Don Elder announced his resignation on Monday after nearly 13 years at the helm, saying his departure follows discussions underway for some time.
PHOTO: SOLID ENERGY
Dr Elder has come under increasing criticism over the company's financial woes, which culminated last year in the mothballing of Spring Creek Mine on the West Coast and 544 redundancies nationwide.
Grey District mayor Tony Kokshoorn says Dr Elder did a good job for most of his nearly 13 years at the helm but should have reacted more quickly to plummeting international coal prices.
"They should have foreseen with their hedging and forward planning the coal price drop in China.
"That ended up having 340 layoffs in Greymouth alone, which was extremely damaging to our economy. ... at the end of the day the buck had to stop somewhere.

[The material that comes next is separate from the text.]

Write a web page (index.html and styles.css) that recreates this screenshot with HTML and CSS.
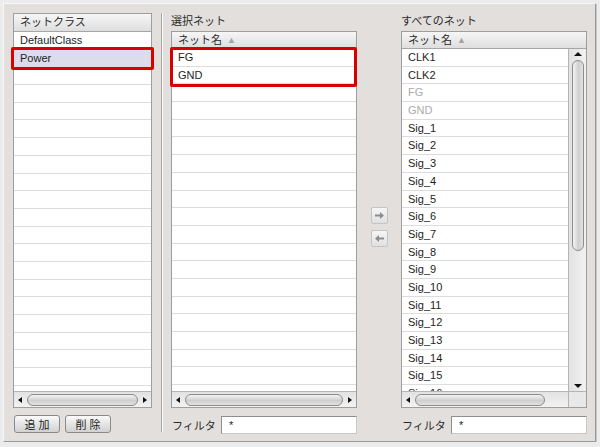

The buck stopped with Dr Elder."
Mr Kokshoorn says he has confidence in Solid Energy's new direction.
He says he's confident the company is now back on track with plans for a new opencast mine near Greymouth once international prices rebound.

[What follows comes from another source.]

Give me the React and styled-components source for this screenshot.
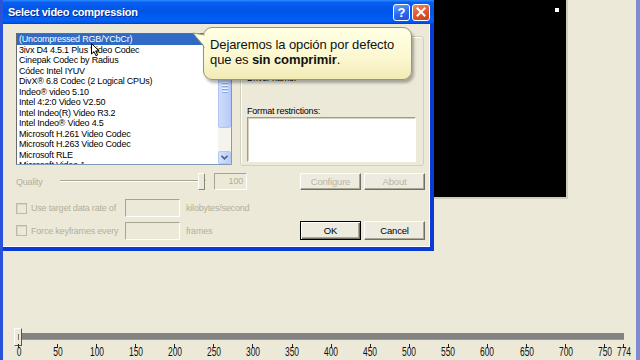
import React from 'react';
import styled, { createGlobalStyle } from 'styled-components';

const GlobalStyle = createGlobalStyle`
  html, body { margin: 0; padding: 0; background: #ECE9D8; overflow: hidden; }
  #root { width: 640px; height: 360px; }
`;

const Screen = styled.div`
  width: 640px;
  height: 360px;
  box-sizing: border-box;
  border-left: 3px solid #2853DA;
  border-right: 4px solid #7E8BD3;
  background: #ECE9D8;
  display: flex;
  flex-direction: column;
  font-family: 'Liberation Sans', Arial, sans-serif;
  overflow: hidden;
`;

const TopRow = styled.div`
  display: flex;
  align-items: flex-start;
`;

const Dialog = styled.div`
  position: relative;
  width: 431px;
  height: 251px;
  display: flex;
  flex-direction: column;
  flex-shrink: 0;
  z-index: 2;
`;

const TitleBar = styled.div`
  height: 24px;
  display: flex;
  align-items: center;
  padding: 0 4px 0 5px;
  background: linear-gradient(180deg, #2A8CFF 0%, #0A5EEF 10%, #0054E6 45%, #0060F8 85%, #0052E8 94%, #003DD2 100%);
`;

const TitleText = styled.div`
  flex: 1;
  color: #fff;
  font-weight: bold;
  font-size: 11px;
  letter-spacing: -0.25px;
  text-shadow: 1px 1px 0 #0A2A8C;
`;

const TitleButton = styled.div`
  width: ${p => p.w}px;
  height: 17px;
  margin-left: 2px;
  box-sizing: border-box;
  border: 1px solid #fff;
  border-radius: 3px;
  display: flex;
  align-items: center;
  justify-content: center;
  color: #fff;
  font-weight: bold;
  font-size: 13px;
  background: ${p => p.close
    ? 'linear-gradient(160deg, #F08A62 0%, #E2582F 50%, #C7401A 100%)'
    : 'linear-gradient(160deg, #6EA2FF 0%, #2E6CF0 50%, #1E4FD6 100%)'};
`;

const Body = styled.div`
  flex: 1;
  display: flex;
  flex-direction: column;
  box-sizing: border-box;
  padding: 9px 5px 0 13px;
  background: #ECE9D8;
  border-right: 4px solid #0B3BD6;
  border-bottom: 4px solid #0B3BD6;
  box-shadow: inset -1px -1px 0 #fff;
  font-size: 9px;
  letter-spacing: -0.2px;
  color: #000;
`;

const TopSection = styled.div`
  display: flex;
  gap: 8px;
  height: 133px;
`;

const ListBox = styled.div`
  width: 216px;
  height: 132px;
  box-sizing: border-box;
  border: 1px solid #7F9DB9;
  border-left-color: #6B6B6B;
  border-top-color: #6B6B6B;
  background: #fff;
  display: flex;
`;

const Items = styled.div`
  flex: 1;
  overflow: hidden;
`;

const Item = styled.div`
  height: 10.5px;
  line-height: 10.5px;
  padding-left: 2px;
  white-space: nowrap;
  background: ${p => (p.selected ? '#316AC5' : 'transparent')};
  color: ${p => (p.selected ? '#fff' : '#000')};
`;

const ScrollBar = styled.div`
  width: 13px;
  display: flex;
  flex-direction: column;
  background: #F4F3EE;
`;

const ScrollButton = styled.div`
  height: 13px;
  box-sizing: border-box;
  border: 1px solid #B4C8F4;
  border-radius: 2px;
  background: linear-gradient(90deg, #D6E1FD, #BCCEF8);
  display: flex;
  align-items: center;
  justify-content: center;
`;

const ScrollThumb = styled.div`
  height: 81px;
  box-sizing: border-box;
  border: 1px solid #B0C5F3;
  border-radius: 2px;
  background: linear-gradient(90deg, #CEDCFD, #B9CCF8);
  display: flex;
  flex-direction: column;
  align-items: center;
  justify-content: center;
  gap: 1px;
`;

const Grip = styled.div`
  width: 6px;
  height: 1px;
  background: #EEF3FF;
  border-bottom: 1px solid #8CA6E4;
`;

const ScrollTrack = styled.div`
  flex: 1;
`;

const GroupBox = styled.div`
  margin-top: 3px;
  width: 184px;
  height: 130px;
  box-sizing: border-box;
  border: 1px solid #D0D0BF;
  border-radius: 3px;
  box-shadow: inset 1px 1px 0 #fff;
  padding: 0 6px;
  display: flex;
  flex-direction: column;
`;

const FieldLabel = styled.div`
  margin-top: ${p => p.mt}px;
  height: 10px;
  line-height: 10px;
  white-space: nowrap;
`;

const FormatBox = styled.div`
  margin-top: 1px;
  width: 169px;
  height: 45px;
  box-sizing: border-box;
  background: #fff;
  border: 1px solid #A09C8C;
  border-right-color: #fff;
  border-bottom-color: #fff;
  box-shadow: inset 1px 1px 0 #D6D3C6;
`;

const Row = styled.div`
  display: flex;
  align-items: center;
  margin-top: ${p => p.mt}px;
  height: ${p => p.h}px;
`;

const Disabled = styled.span`
  color: #B3AF9C;
  white-space: nowrap;
  width: ${p => (p.w ? `${p.w}px` : 'auto')};
  margin-left: ${p => p.ml || 0}px;
  flex-shrink: 0;
`;

const QualitySlider = styled.div`
  width: 146px;
  height: 17px;
  display: flex;
  align-items: center;
  justify-content: flex-end;
  background: linear-gradient(#0000 7px, #A9A595 7px, #A9A595 8px, #fff 8px, #fff 9px, #0000 9px);
  padding-right: 1px;
  box-sizing: border-box;
`;

const SliderThumb = styled.div`
  width: 7px;
  height: 17px;
  box-sizing: border-box;
  background: #ECE9D8;
  border: 1px solid #fff;
  border-right-color: #8C8978;
  border-bottom-color: #8C8978;
`;

const EditBox = styled.div`
  width: ${p => p.w}px;
  height: ${p => p.h}px;
  margin-left: ${p => p.ml || 0}px;
  box-sizing: border-box;
  border: 1px solid #A7A493;
  border-right-color: #fff;
  border-bottom-color: #fff;
  background: #ECE9D8;
  color: #B3AF9C;
  text-align: right;
  padding-right: 3px;
  line-height: ${p => p.h - 2}px;
  flex-shrink: 0;
`;

const Button = styled.div`
  width: ${p => p.w}px;
  height: ${p => p.h}px;
  margin-left: ${p => (p.auto ? 'auto' : `${p.ml || 0}px`)};
  box-sizing: border-box;
  display: flex;
  align-items: center;
  justify-content: center;
  background: #EDEAE0;
  color: ${p => (p.disabled ? '#B8B4A2' : '#000')};
  border: 1px solid ${p => (p.primary ? '#000' : '#fff')};
  ${p => (p.primary
    ? 'box-shadow: inset 1px 1px 0 #fff, inset -1px -1px 0 #716F64, inset -2px -2px 0 #ACA899;'
    : 'border-right-color: #716F64; border-bottom-color: #716F64; box-shadow: inset -1px -1px 0 #ACA899;')}
  font-size: 9.5px;
  flex-shrink: 0;
`;

const CheckBox = styled.div`
  width: 11px;
  height: 11px;
  box-sizing: border-box;
  border: 1px solid #BDB9A8;
  background: #ECE9D8;
  box-shadow: inset 1px 1px 0 #D9D6C8;
  flex-shrink: 0;
`;

const Balloon = styled.div`
  position: absolute;
  left: 200px;
  top: 27px;
  width: 209px;
  height: 53px;
  box-sizing: border-box;
  padding: 9px 0 0 6px;
  border: 1px solid #9A9672;
  border-radius: 9px;
  background: linear-gradient(180deg, #FFFFE4 0%, #FBF7CF 60%, #F1EBB6 100%);
  box-shadow: 2px 3px 3px rgba(0, 0, 0, 0.3);
  font-size: 13px;
  line-height: 15px;
  letter-spacing: -0.1px;
  color: #111;
  white-space: nowrap;
`;

const BalloonTail = styled.svg`
  position: absolute;
  left: 189px;
  top: 30px;
`;

const Cursor = styled.svg`
  position: absolute;
  left: 88px;
  top: 43px;
`;

const Preview = styled.div`
  width: 134px;
  height: 199px;
  box-sizing: border-box;
  background: #000;
  border-right: 2px solid #CFCBC0;
  border-bottom: 2px solid #CFCBC0;
  display: flex;
  justify-content: flex-end;
  align-items: flex-start;
  padding: 8px 7px 0 0;
  flex-shrink: 0;
`;

const PreviewDot = styled.div`
  width: 4px;
  height: 4px;
  background: #fff;
`;

const Timeline = styled.div`
  margin-top: auto;
  padding: 0 12px 0 14px;
  display: flex;
  flex-direction: column;
`;

const TrackArea = styled.div`
  position: relative;
  height: 17px;
`;

const Track = styled.div`
  margin-top: 6px;
  height: 7px;
  background: #838383;
  border-bottom: 1px solid #9A9A9A;
  box-sizing: border-box;
`;

const TrackThumb = styled.div`
  position: absolute;
  left: -3px;
  top: 1px;
  width: 8px;
  height: 18px;
  box-sizing: border-box;
  background: #ECE9D8;
  border: 1px solid #fff;
  border-right-color: #555;
  border-bottom-color: #555;
  display: flex;
  justify-content: center;
  padding-top: 5px;
  &::after {
    content: '';
    width: 1px;
    height: 6px;
    background: #777;
  }
`;

const Scale = styled.div`
  position: relative;
  height: 16px;
`;

const Tick = styled.div`
  position: absolute;
  top: 0;
  width: 1px;
  height: 4px;
  background: #222;
`;

const TickLabel = styled.div`
  position: absolute;
  top: 1px;
  width: 40px;
  margin-left: -20px;
  text-align: center;
  font-size: 13px;
  line-height: 13px;
  color: #111;
  transform: scaleX(0.65);
`;

const codecs = [
  '(Uncompressed RGB/YCbCr)',
  '3ivx D4 4.5.1 Plus Video Codec',
  'Cinepak Codec by Radius',
  'Códec Intel IYUV',
  'DivX® 6.8 Codec (2 Logical CPUs)',
  'Indeo® video 5.10',
  'Intel 4:2:0 Video V2.50',
  'Intel Indeo(R) Video R3.2',
  'Intel Indeo® Video 4.5',
  'Microsoft H.261 Video Codec',
  'Microsoft H.263 Video Codec',
  'Microsoft RLE',
  'Microsoft Video 1',
];

const ticks = [0, 50, 100, 150, 200, 250, 300, 350, 400, 450, 500, 550, 600, 650, 700, 750, 774];

export default function App() {
  return (
    <>
      <GlobalStyle />
      <Screen>
        <TopRow>
          <Dialog>
            <TitleBar>
              <TitleText>Select video compression</TitleText>
              <TitleButton w={17}>?</TitleButton>
              <TitleButton w={18} close>
                <svg width="10" height="10" viewBox="0 0 10 10">
                  <path d="M1.5 1.5 L8.5 8.5 M8.5 1.5 L1.5 8.5" stroke="#fff" strokeWidth="2" strokeLinecap="square" />
                </svg>
              </TitleButton>
            </TitleBar>
            <Body>
              <TopSection>
                <ListBox>
                  <Items>
                    {codecs.map((c, i) => (
                      <Item key={c} selected={i === 0}>{c}</Item>
                    ))}
                  </Items>
                  <ScrollBar>
                    <ScrollButton />
                    <ScrollThumb>
                      <Grip /><Grip /><Grip /><Grip />
                    </ScrollThumb>
                    <ScrollTrack />
                    <ScrollButton>
                      <svg width="7" height="5" viewBox="0 0 7 5">
                        <path d="M0.5 0.8 L3.5 3.8 L6.5 0.8" stroke="#4D6185" strokeWidth="1.6" fill="none" />
                      </svg>
                    </ScrollButton>
                  </ScrollBar>
                </ListBox>
                <GroupBox>
                  <FieldLabel mt={36}>Driver name:</FieldLabel>
                  <FieldLabel mt={23}>Format restrictions:</FieldLabel>
                  <FormatBox />
                </GroupBox>
              </TopSection>

              <Row mt={7} h={17}>
                <Disabled w={44}>Quality</Disabled>
                <QualitySlider><SliderThumb /></QualitySlider>
                <EditBox w={33} h={17} ml={8}>100</EditBox>
                <Button w={61} h={17} auto disabled>Configure</Button>
                <Button w={61} h={17} ml={3} disabled>About</Button>
              </Row>

              <Row mt={9} h={18}>
                <CheckBox />
                <Disabled w={94} ml={4}>Use target data rate of</Disabled>
                <EditBox w={55} h={18} />
                <Disabled ml={6}>kilobytes/second</Disabled>
              </Row>

              <Row mt={4} h={19}>
                <CheckBox />
                <Disabled w={94} ml={4}>Force keyframes every</Disabled>
                <EditBox w={55} h={18} />
                <Disabled ml={6}>frames</Disabled>
                <Button w={61} h={19} auto primary>OK</Button>
                <Button w={61} h={19} ml={3}>Cancel</Button>
              </Row>
            </Body>

            <Cursor width="9" height="14" viewBox="0 0 9 14">
              <path d="M0.5 0.5 L0.5 11 L3 8.6 L5 12.8 L6.6 12 L4.7 7.9 L8 7.9 Z" fill="#fff" stroke="#000" strokeWidth="1" />
            </Cursor>

            <Balloon>
              <div>Dejaremos la opción por defecto</div>
              <div>que es <b>sin comprimir</b>.</div>
            </Balloon>
            <BalloonTail width="14" height="22" viewBox="0 0 14 22">
              <polygon points="1,3 14,4.5 14,18" fill="#FFFFE2" />
              <polyline points="12.5,5 1,3 12.5,17.5" fill="none" stroke="#9A9672" strokeWidth="1" />
            </BalloonTail>
          </Dialog>

          <Preview>
            <PreviewDot />
          </Preview>
        </TopRow>

        <Timeline>
          <TrackArea>
            <Track />
            <TrackThumb />
          </TrackArea>
          <Scale>
            {ticks.map(v => {
              const x = 1 + (v * 605) / 774;
              return (
                <React.Fragment key={v}>
                  <Tick style={{ left: `${x}px` }} />
                  <TickLabel style={{ left: `${x + 0.5}px` }}>{v}</TickLabel>
                </React.Fragment>
              );
            })}
          </Scale>
        </Timeline>
      </Screen>
    </>
  );
}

The Engineering, Printing and Manufacturing Union, which represents coal miners, says management should have responded more quickly to falling international coal prices by concentrating on core business.
A West Coast coal miner who was one of the Solid Energy workers who lost their jobs last year says the resignation was long overdue.

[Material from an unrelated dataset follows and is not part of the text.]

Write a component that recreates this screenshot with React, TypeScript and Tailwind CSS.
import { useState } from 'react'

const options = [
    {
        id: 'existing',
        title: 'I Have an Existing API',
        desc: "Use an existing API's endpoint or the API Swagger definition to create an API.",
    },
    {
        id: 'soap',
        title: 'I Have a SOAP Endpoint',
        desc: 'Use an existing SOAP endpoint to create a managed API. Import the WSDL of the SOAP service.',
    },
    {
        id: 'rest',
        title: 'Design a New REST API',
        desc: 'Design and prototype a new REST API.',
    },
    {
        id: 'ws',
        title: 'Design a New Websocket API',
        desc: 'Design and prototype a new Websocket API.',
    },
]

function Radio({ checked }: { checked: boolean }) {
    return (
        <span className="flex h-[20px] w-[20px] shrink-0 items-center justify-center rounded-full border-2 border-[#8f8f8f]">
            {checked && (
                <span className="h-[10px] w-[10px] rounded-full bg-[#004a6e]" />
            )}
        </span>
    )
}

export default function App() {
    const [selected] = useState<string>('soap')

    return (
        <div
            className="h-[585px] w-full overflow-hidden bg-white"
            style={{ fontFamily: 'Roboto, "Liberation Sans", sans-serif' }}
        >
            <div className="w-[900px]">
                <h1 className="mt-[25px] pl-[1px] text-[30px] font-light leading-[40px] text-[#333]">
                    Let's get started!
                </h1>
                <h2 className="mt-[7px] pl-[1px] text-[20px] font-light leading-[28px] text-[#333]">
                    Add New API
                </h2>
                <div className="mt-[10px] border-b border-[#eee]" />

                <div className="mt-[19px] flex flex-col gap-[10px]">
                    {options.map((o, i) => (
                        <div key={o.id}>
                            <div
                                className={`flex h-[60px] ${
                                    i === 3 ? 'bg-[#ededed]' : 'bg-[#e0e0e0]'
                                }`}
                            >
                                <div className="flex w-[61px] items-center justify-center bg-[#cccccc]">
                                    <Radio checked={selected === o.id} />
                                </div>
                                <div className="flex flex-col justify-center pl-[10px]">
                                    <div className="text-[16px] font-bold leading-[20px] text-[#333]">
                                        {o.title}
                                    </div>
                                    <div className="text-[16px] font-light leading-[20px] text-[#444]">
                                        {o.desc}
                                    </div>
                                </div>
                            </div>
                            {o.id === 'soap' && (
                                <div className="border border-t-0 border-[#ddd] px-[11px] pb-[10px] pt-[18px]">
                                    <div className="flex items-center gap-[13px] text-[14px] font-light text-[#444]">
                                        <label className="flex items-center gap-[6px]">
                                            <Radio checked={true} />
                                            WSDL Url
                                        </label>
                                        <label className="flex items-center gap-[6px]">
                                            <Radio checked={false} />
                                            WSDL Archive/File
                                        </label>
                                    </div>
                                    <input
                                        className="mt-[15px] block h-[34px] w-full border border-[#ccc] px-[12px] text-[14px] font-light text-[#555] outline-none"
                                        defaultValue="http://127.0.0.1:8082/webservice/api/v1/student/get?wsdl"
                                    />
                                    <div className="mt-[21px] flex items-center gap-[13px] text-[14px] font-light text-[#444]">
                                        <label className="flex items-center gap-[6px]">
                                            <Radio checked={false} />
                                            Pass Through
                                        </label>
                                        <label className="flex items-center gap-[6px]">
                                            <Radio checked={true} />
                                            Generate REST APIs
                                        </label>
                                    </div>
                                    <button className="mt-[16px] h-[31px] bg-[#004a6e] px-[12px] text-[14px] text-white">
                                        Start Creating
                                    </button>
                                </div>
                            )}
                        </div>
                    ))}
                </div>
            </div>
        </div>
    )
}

The former union delegate at Spring Creek, Trevor Bolderson, says Dr Elder had to go.
He says his fellow workers still feel let down about the whole situation and how Dr Elder "sort of took his finger off the pulse".
Mr Bolderson says while Dr Elder has signalled he would like to stay on in a transitional role, the company needs a totally fresh start.
An environmental lobby group fighting Solid Energy's plans to mine billions of tonnes of lignite in Southland says Dr Elder's resignation signals a welcome change of direction.
A spokesperson for the Coal Action Network Aotearoa, Tim Jones, says the group had expected incoming chairman Mark Ford would sack Dr Elder.
Mr Jones says Solid Energy should now ditch its uneconomic and environmentally destructive plans to dig up billions of tonnes of lignite.
Dr Elder will step down immediately as chief executive but will remain available to assist with a transition. Whether that offer will be taken up by Mr Ford is yet to be known.
Organisational development and performance group manager Garry Diack will become acting chief executive until a permanent replacement is found.
Mr Ford, who replaced John Palmer in the role last year, thanked Dr Elder for his service, saying the company had grown and developed substantially under his leadership.
Dr Elder says the company has worked its way out of the major global market downturn in 2012.
He says this includes significant restructuring and the Solid Energy board would be considering many future changes.
Dr Elder says it is appropriate for the company's future to be guided by a new chief executive.
He believes Solid Energy has a strong future once it overcomes the effects of the recent market downturn.
In its most recent annual report, Solid Energy made an after-tax loss of $40 million, compared with a profit of $87 million the previous year. Poor international coal prices were blamed.
The Labour Party is not surprised at the resignation, given the state-owned company has been flagged for partial sale.
Labour's state owned enterprises spokesperson, Clayton Cosgrove, says Dr Elder has made a significant contribution to Solid Energy.
But he says the Government is determined to go through with the partial sale and wanted a clear house to help that happen.
Mr Cosgrove says Dr Elder's departure comes after a number of new appointments to the board, including a new chairperson.